Before this can be merged, the UID generator should be updated to include a timestamp combined with the random data. This is best practices for UID generator and it really makes the collision only possible after a very long amount of time.

Could you clarify what you mean by this? Do you mean, for instance, that the first N bits of the UID would be a timestamp? Are you concerned about a buggy random number generator creating a collision?

Absent a random number generator bug, I'm not sure how collisions could happen at all... to reach a 50% collision probability, you would need to generate "1 billion UIDs per second for about 85 years" (https://en.wikipedia.org/wiki/Universally_unique_identifier#Collisions). The only practical way I think we should see collisions is if the random number generator is cyclical or buggy. Adding a timestamp could theoretically help in such a case, but if we are speculating, the clock could be buggy too.

If we add a timestamp, couldn't we arguably be in violation of the matroska spec? The wording I see for "SegmentUID" is:

A randomly generated unique ID to identify the current Segment between many others (128 bits).

If we add a timestamp, this is no longer fully random.

https://matroska.org/technical/specs/index.html

Timestamp + random number will give you a random number. For the rest, read:

https://tools.ietf.org/html/rfc4122
https://en.wikipedia.org/wiki/Universally_unique_identifier

It's not a official standard, just a suggested one, but the one being implemented by the Linux kernel and many other libraries.

Could you clarify which UUID version you're proposing? Version 1 uses date-time + MAC address while version 4 is "truly random". I don't see a version that uses just a time and a random number. As far as I can tell, the Linux kernel just uses version 4 ("truly random"): https://github.com/torvalds/linux/blob/master/lib/uuid.c#L41

Apparently things have change in the kernel, I bet the by truly random, they use a RNG that has been validated. Anyway, feel free to go ahead, I don't disagree, but I don't have a strong trust on glib RNG.

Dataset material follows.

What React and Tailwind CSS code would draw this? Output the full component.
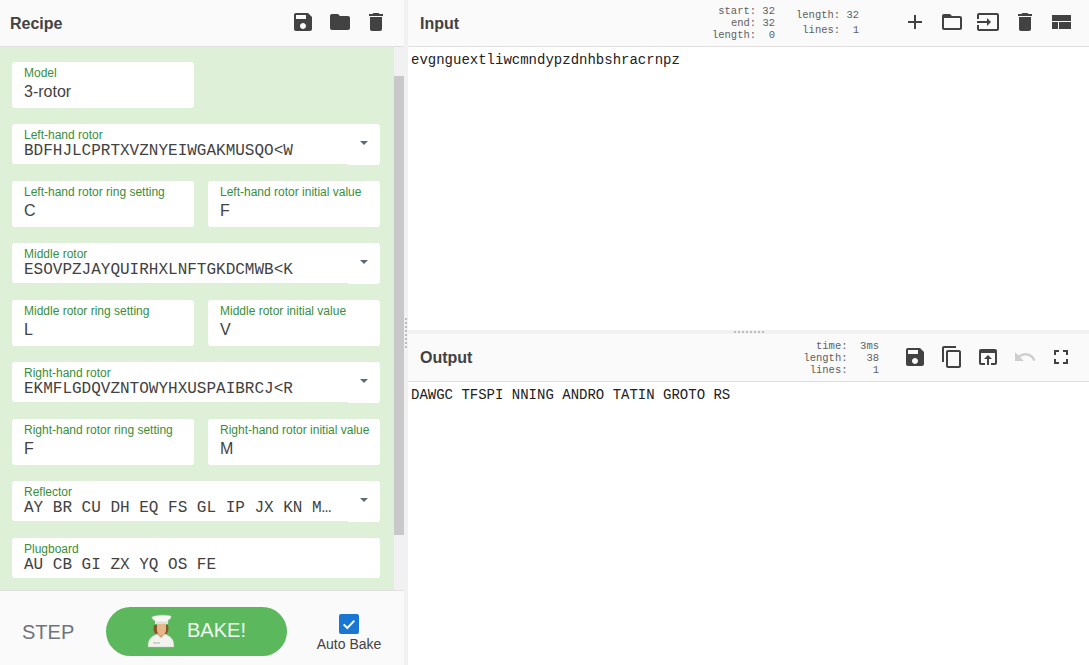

I agree that checking the GLib implementation to see if we should trust it is a good idea. I did a bit of code reading as this is quite an interesting subject.

The short answer is that every library I can find generating random numbers on Linux relies on /dev/urandom. This includes glib, libossp-uuid (which backs the uuid -v4 command), the uuid function in the Linux kernel (which uses get_random_bytes(), exported by /dev/urandom), and even an strace of openssh (I didn't check the code in that case). In any case, it looks like all our random number generation will be as good/bad as /dev/urandom. That said, I'm not a crytographer, but it looks like /dev/urandom should be good enough for practical purposes: https://www.2uo.de/myths-about-urandom.

On Windows, glib uses rand_s, which the documentation says is "cryptographically secure" (https://docs.microsoft.com/en-us/cpp/c-runtime-library/reference/rand-s). If rand_s doesn't exist (Windows XP!), it uses the time as a seed and then applies a Mersenne Twister algorithm to generate random numbers from that.

I think we should be OK in preventing collisions.

GLib have it's own RNG, which is documented not recommended for crypto. It's seeded from urandom on Linux, rand_s on Win32 and wallclock time otherwise. But this is not crypto, we just want to avoid collision, we don't care if one can predict the values. That UID cache was initially global, so it's not the first time it becomes a bottleneck. I think the explanation for the change are fair enough, and will improve performance over long period of time.

https://gitlab.gnome.org/GNOME/glib/blob/master/glib/grand.c#L62

Pushed as be05515da797115739bf352d6efdbc34eda511bb

Thanks, this will appear in the next release of GStreamer.